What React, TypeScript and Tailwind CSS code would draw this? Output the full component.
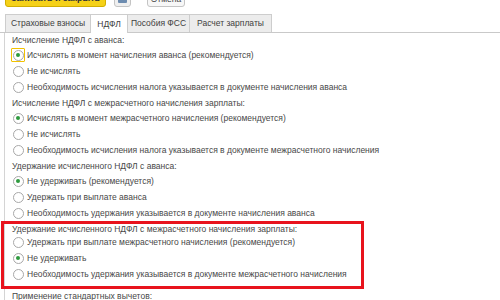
import React from "react";

function Radio({ checked, focused, label }: { checked?: boolean; focused?: boolean; label: string }) {
  return (
    <div className="flex items-center h-[16px]">
      <div className={"w-[14px] h-[14px] flex items-center justify-center ml-[6px] " + (focused ? "border border-[#f2c200] rounded-[1px]" : "border border-transparent")}>
        <div className="w-[11px] h-[11px] shrink-0 rounded-full border border-[#a8a8a8] bg-white flex items-center justify-center">
          {checked && <div className="w-[4px] h-[4px] rounded-full bg-[#2e9a3e]" />}
        </div>
      </div>
      <span className="ml-[2px] text-[#474747] whitespace-nowrap">{label}</span>
    </div>
  );
}

function Group({ title, items, checkedIndex, focusIndex, titleH = "h-[14px]" }: { title: string; items: string[]; checkedIndex: number; focusIndex?: number; titleH?: string }) {
  return (
    <div className="flex flex-col">
      <div className={titleH + " flex items-center pl-[7px] text-[#474747] whitespace-nowrap"}>{title}</div>
      {items.map((t, i) => (
        <Radio key={i} label={t} checked={i === checkedIndex} focused={i === focusIndex} />
      ))}
    </div>
  );
}

export default function App() {
  return (
    <div className="w-[500px] h-[300px] overflow-hidden bg-white text-[8.5px] leading-none" style={{ fontFamily: '"Liberation Sans", Arial, sans-serif' }}>
      {/* top buttons */}
      <div className="flex items-end h-[7px] overflow-visible">
        <div className="flex items-end ml-[5px] mt-[-15px]">
          <div className="w-[101px] h-[21px] rounded-[3px] bg-[#f5d118] border border-[#d2ae00] flex items-end justify-center pb-[3px] text-[#333] font-bold text-[9px]">Записать и закрыть</div>
          <div className="ml-[8px] w-[17px] h-[21px] rounded-[3px] bg-[#efefef] border border-[#c4c4c4] flex items-end justify-center pb-[3px]">
            <div className="w-[9px] h-[7px] bg-[#6d8cb0] rounded-[1px]" />
          </div>
          <div className="ml-[16px] w-[38px] h-[21px] rounded-[3px] bg-[#f7f7f7] border border-[#c4c4c4] flex items-end justify-center pb-[3px] text-[#444] text-[8.5px]">Отмена</div>
        </div>
      </div>
      {/* tabs */}
      <div className="mt-[7px] flex items-end h-[19px] border-b border-[#c9c9c9] pl-[5px] text-[8.5px]">
        <div className="w-[86px] h-[18px] flex items-center justify-center bg-[#ececec] border border-[#cdcdcd] border-b-0 text-[#404040]">Страховые взносы</div>
        <div className="w-[37px] h-[19px] mb-[-1px] flex items-center justify-center bg-white border border-[#cdcdcd] border-b-0 border-l-0 text-[#404040]">НДФЛ</div>
        <div className="w-[62px] h-[18px] flex items-center justify-center bg-[#ececec] border border-[#cdcdcd] border-b-0 border-l-0 text-[#404040]">Пособия ФСС</div>
        <div className="w-[82px] h-[18px] flex items-center justify-center bg-[#ececec] border border-[#cdcdcd] border-b-0 border-l-0 text-[#404040]">Расчет зарплаты</div>
      </div>
      {/* content */}
      <div className="ml-[4px] border-l border-[#d4d4d4] flex flex-col gap-[1px]">
        <Group
          title="Исчисление НДФЛ с аванса:"
          items={[
            "Исчислять в момент начисления аванса (рекомендуется)",
            "Не исчислять",
            "Необходимость исчисления налога указывается в документе начисления аванса",
          ]}
          checkedIndex={0}
          focusIndex={0}
        />
        <Group
          title="Исчисление НДФЛ с межрасчетного начисления зарплаты:"
          items={[
            "Исчислять в момент межрасчетного начисления (рекомендуется)",
            "Не исчислять",
            "Необходимость исчисления налога указывается в документе межрасчетного начисления",
          ]}
          checkedIndex={0}
        />
        <Group
          title="Удержание исчисленного НДФЛ с аванса:"
          items={[
            "Не удерживать (рекомендуется)",
            "Удержать при выплате аванса",
            "Необходимость удержания указывается в документе начисления аванса",
          ]}
          checkedIndex={0}
        />
        <div className="ml-[-4px] mt-[-1px] w-[363px] border-[3px] border-[#e8131d] pb-[4px] pl-[1px]">
          <Group
            title="Удержание исчисленного НДФЛ с межрасчетного начисления зарплаты:"
            titleH="h-[10px]"
            items={[
              "Удержать при выплате межрасчетного начисления (рекомендуется)",
              "Не удерживать",
              "Необходимость удержания указывается в документе межрасчетного начисления",
            ]}
            checkedIndex={1}
          />
        </div>
        <div className="h-[12px] flex items-center pl-[7px] text-[#474747] whitespace-nowrap">Применение стандартных вычетов:</div>
      </div>
    </div>
  );
}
- - -
Please repeat exactly the data above from its first line to the line that contains "import React from", inclusive, and leave every picture out.

_Answer to the problem_
What React, TypeScript and Tailwind CSS code would draw this? Output the full component.
import React from "react";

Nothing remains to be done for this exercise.